▸ **Stated task**: Write the data out again exactly, with no pictures.

▸ **Data segment**:

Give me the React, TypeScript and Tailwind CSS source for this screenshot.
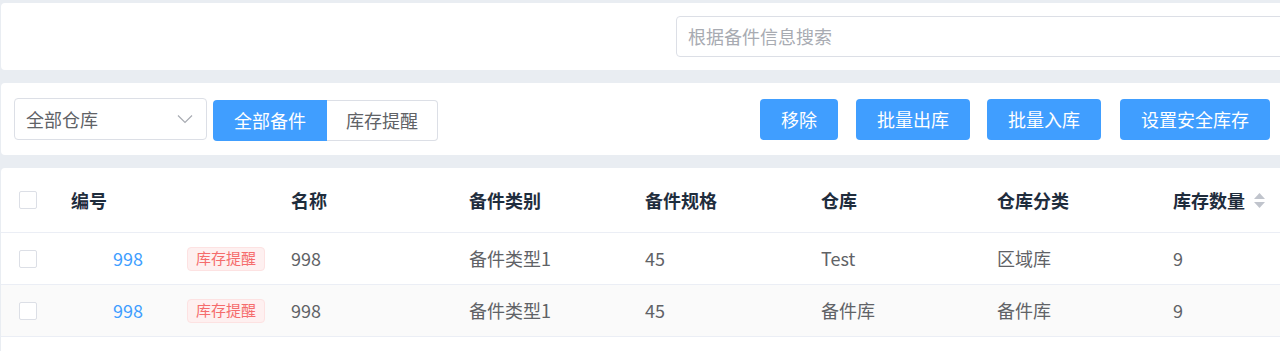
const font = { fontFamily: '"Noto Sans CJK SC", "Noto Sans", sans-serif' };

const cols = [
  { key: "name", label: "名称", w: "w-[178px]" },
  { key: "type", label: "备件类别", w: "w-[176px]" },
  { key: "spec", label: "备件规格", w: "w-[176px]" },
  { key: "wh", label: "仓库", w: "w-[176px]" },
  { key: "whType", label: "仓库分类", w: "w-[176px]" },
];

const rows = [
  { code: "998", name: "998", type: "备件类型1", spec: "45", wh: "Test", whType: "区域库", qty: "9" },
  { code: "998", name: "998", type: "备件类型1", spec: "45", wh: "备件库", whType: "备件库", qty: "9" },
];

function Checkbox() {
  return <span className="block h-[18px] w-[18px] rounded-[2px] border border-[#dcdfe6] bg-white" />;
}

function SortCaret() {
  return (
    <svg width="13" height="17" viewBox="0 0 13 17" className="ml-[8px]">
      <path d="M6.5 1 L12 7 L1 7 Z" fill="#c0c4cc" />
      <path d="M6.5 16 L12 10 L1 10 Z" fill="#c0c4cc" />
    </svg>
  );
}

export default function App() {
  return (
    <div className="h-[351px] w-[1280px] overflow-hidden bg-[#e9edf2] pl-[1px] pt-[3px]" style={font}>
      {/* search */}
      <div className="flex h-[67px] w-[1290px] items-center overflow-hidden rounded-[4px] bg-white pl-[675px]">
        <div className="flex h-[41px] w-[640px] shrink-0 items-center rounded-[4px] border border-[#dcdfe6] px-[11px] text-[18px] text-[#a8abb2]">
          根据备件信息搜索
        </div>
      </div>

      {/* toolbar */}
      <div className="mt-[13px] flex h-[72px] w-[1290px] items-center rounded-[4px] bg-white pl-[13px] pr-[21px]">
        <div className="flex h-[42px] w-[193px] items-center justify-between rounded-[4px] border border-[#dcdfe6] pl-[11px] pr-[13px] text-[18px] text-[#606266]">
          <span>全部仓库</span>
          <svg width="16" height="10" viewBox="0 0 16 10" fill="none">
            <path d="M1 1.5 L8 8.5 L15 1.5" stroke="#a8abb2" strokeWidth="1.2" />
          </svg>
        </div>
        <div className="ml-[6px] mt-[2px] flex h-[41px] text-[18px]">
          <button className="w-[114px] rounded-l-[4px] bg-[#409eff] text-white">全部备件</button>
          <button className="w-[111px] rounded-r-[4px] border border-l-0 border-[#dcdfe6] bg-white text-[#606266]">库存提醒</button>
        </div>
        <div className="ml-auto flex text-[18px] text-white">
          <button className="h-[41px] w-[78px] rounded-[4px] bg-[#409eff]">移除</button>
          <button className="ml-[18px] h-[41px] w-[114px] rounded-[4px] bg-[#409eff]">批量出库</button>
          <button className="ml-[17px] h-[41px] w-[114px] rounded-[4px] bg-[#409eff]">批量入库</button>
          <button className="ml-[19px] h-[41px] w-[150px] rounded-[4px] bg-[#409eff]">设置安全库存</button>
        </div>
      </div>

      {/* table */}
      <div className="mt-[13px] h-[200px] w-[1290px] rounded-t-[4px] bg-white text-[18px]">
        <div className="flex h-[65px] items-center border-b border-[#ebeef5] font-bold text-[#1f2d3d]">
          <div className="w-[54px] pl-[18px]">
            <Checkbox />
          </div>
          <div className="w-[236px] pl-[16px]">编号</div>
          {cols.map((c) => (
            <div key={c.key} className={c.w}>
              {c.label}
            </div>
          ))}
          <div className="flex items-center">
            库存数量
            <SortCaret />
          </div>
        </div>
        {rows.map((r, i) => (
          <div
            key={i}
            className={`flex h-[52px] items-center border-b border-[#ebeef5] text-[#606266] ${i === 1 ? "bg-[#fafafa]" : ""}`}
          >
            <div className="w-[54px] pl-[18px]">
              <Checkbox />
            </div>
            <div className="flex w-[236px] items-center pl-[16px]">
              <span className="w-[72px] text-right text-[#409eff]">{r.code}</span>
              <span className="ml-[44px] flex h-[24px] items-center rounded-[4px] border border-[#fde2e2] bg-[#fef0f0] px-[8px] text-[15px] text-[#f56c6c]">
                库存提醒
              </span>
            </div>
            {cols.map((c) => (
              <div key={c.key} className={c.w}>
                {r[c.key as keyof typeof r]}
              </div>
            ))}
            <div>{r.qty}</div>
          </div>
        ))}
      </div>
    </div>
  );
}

▸ **Problem solution**:
Give me the React, TypeScript and Tailwind CSS source for this screenshot.
const font = { fontFamily: '"Noto Sans CJK SC", "Noto Sans", sans-serif' };

const cols = [
  { key: "name", label: "名称", w: "w-[178px]" },
  { key: "type", label: "备件类别", w: "w-[176px]" },
  { key: "spec", label: "备件规格", w: "w-[176px]" },
  { key: "wh", label: "仓库", w: "w-[176px]" },
  { key: "whType", label: "仓库分类", w: "w-[176px]" },
];

const rows = [
  { code: "998", name: "998", type: "备件类型1", spec: "45", wh: "Test", whType: "区域库", qty: "9" },
  { code: "998", name: "998", type: "备件类型1", spec: "45", wh: "备件库", whType: "备件库", qty: "9" },
];

function Checkbox() {
  return <span className="block h-[18px] w-[18px] rounded-[2px] border border-[#dcdfe6] bg-white" />;
}

function SortCaret() {
  return (
    <svg width="13" height="17" viewBox="0 0 13 17" className="ml-[8px]">
      <path d="M6.5 1 L12 7 L1 7 Z" fill="#c0c4cc" />
      <path d="M6.5 16 L12 10 L1 10 Z" fill="#c0c4cc" />
    </svg>
  );
}

export default function App() {
  return (
    <div className="h-[351px] w-[1280px] overflow-hidden bg-[#e9edf2] pl-[1px] pt-[3px]" style={font}>
      {/* search */}
      <div className="flex h-[67px] w-[1290px] items-center overflow-hidden rounded-[4px] bg-white pl-[675px]">
        <div className="flex h-[41px] w-[640px] shrink-0 items-center rounded-[4px] border border-[#dcdfe6] px-[11px] text-[18px] text-[#a8abb2]">
          根据备件信息搜索
        </div>
      </div>

      {/* toolbar */}
      <div className="mt-[13px] flex h-[72px] w-[1290px] items-center rounded-[4px] bg-white pl-[13px] pr-[21px]">
        <div className="flex h-[42px] w-[193px] items-center justify-between rounded-[4px] border border-[#dcdfe6] pl-[11px] pr-[13px] text-[18px] text-[#606266]">
          <span>全部仓库</span>
          <svg width="16" height="10" viewBox="0 0 16 10" fill="none">
            <path d="M1 1.5 L8 8.5 L15 1.5" stroke="#a8abb2" strokeWidth="1.2" />
          </svg>
        </div>
        <div className="ml-[6px] mt-[2px] flex h-[41px] text-[18px]">
          <button className="w-[114px] rounded-l-[4px] bg-[#409eff] text-white">全部备件</button>
          <button className="w-[111px] rounded-r-[4px] border border-l-0 border-[#dcdfe6] bg-white text-[#606266]">库存提醒</button>
        </div>
        <div className="ml-auto flex text-[18px] text-white">
          <button className="h-[41px] w-[78px] rounded-[4px] bg-[#409eff]">移除</button>
          <button className="ml-[18px] h-[41px] w-[114px] rounded-[4px] bg-[#409eff]">批量出库</button>
          <button className="ml-[17px] h-[41px] w-[114px] rounded-[4px] bg-[#409eff]">批量入库</button>
          <button className="ml-[19px] h-[41px] w-[150px] rounded-[4px] bg-[#409eff]">设置安全库存</button>
        </div>
      </div>

      {/* table */}
      <div className="mt-[13px] h-[200px] w-[1290px] rounded-t-[4px] bg-white text-[18px]">
        <div className="flex h-[65px] items-center border-b border-[#ebeef5] font-bold text-[#1f2d3d]">
          <div className="w-[54px] pl-[18px]">
            <Checkbox />
          </div>
          <div className="w-[236px] pl-[16px]">编号</div>
          {cols.map((c) => (
            <div key={c.key} className={c.w}>
              {c.label}
            </div>
          ))}
          <div className="flex items-center">
            库存数量
            <SortCaret />
          </div>
        </div>
        {rows.map((r, i) => (
          <div
            key={i}
            className={`flex h-[52px] items-center border-b border-[#ebeef5] text-[#606266] ${i === 1 ? "bg-[#fafafa]" : ""}`}
          >
            <div className="w-[54px] pl-[18px]">
              <Checkbox />
            </div>
            <div className="flex w-[236px] items-center pl-[16px]">
              <span className="w-[72px] text-right text-[#409eff]">{r.code}</span>
              <span className="ml-[44px] flex h-[24px] items-center rounded-[4px] border border-[#fde2e2] bg-[#fef0f0] px-[8px] text-[15px] text-[#f56c6c]">
                库存提醒
              </span>
            </div>
            {cols.map((c) => (
              <div key={c.key} className={c.w}>
                {r[c.key as keyof typeof r]}
              </div>
            ))}
            <div>{r.qty}</div>
          </div>
        ))}
      </div>
    </div>
  );
}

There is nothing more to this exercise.